The shift toward sustainable homes in rural Africa is not theoretical. It is a measurable transition in how households optimize cost, stabilize income, and manage environmental risk. Evidence across Sub Saharan Africa shows that integrated home level systems built around energy, water, materials, and waste create compounding returns at both household and community scale.
Energy as the Primary Efficiency Lever
Energy access defines the baseline of productivity in rural households. According to the International Energy Agency 2023 estimates, more than 500 million people in Sub Saharan Africa lack reliable electricity. This gap directly constrains income generating activities and increases exposure to volatile fuel costs. Solar home systems present a direct intervention with quantifiable outcomes. A basic installation supports lighting, phone charging, and low power appliances. At household level, this reduces reliance on kerosene and diesel while lowering annual energy expenditure by up to 60 percent. In agricultural settings, the impact extends into productive use cases such as irrigation, milk cooling, and storage. The financial implication is straightforward. Reduced operating costs increase disposable income. Stable energy supply improves consistency of agricultural output. Over time, this translates into higher household level asset value and improved resilience against price shocks.

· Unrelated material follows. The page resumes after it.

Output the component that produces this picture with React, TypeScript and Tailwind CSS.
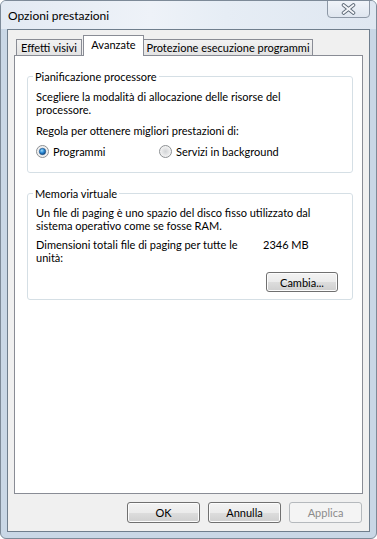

Water Efficiency as a Productivity Multiplier
Water access determines agricultural output. Small scale interventions such as rainwater harvesting systems can supply between 20 and 40 percent of household water demand during rainy seasons. When integrated with drip irrigation, water usage declines by up to 50 percent compared to flood irrigation methods. This is particularly relevant in arid and semi arid regions where water scarcity constrains crop cycles. Efficient water use improves yield predictability and reduces input waste, which directly affects farm profitability. The African Development Bank has consistently identified water efficiency as a critical factor in improving agricultural productivity across dryland regions.
Building Design and Material Efficiency
Construction choices influence both upfront cost and long term energy demand. Locally sourced materials such as stabilized soil blocks, bamboo, and stone reduce construction costs by 15 to 30 percent while lowering embedded carbon. Passive design strategies provide additional gains. Proper ventilation, insulation, and window orientation reduce indoor temperatures by 3 to 5 degrees Celsius. This minimizes reliance on mechanical cooling systems, which are often inaccessible or costly in rural contexts. The combined effect is lower lifecycle cost of housing and improved thermal comfort, which directly impacts health and productivity.
Waste as an Energy and Soil Resource
Waste management transforms a cost center into a productive input. Organic waste can be converted into compost or biogas. Small scale biogas systems provide clean cooking energy while reducing reliance on firewood, which is still used by over 70 percent of rural households. This has two direct outcomes. First, it reduces deforestation pressure. Second, it improves indoor air quality, which remains a major health risk in rural households. The International Monetary Fund has highlighted the economic burden of inefficient energy use in developing regions, reinforcing the importance of decentralized solutions such as biogas.
Integrated Systems Drive Compounding Returns
The critical shift is from isolated interventions to integrated systems. Solar energy powers water infrastructure. Efficient irrigation improves yields. Organic waste enhances soil fertility. Each component reinforces the other, creating a closed loop system at household level. Adoption constraints are structural rather than informational. Access to financing, technical expertise, and coordinated delivery models remain the limiting factors. Evidence shows that bundled solutions increase adoption rates and accelerate impact compared to single intervention approaches.
Strategic Direction
The trajectory is operationally clear. Eco friendly homes in rural Africa function as production systems rather than consumption units. When properly designed, they reduce costs by 30 to 60 percent across energy, water, and construction while improving agricultural output and income stability. The implication is direct. Households that integrate these systems move from vulnerability to controlled growth. Those that remain dependent on external inputs face increasing exposure to cost volatility and climate risk.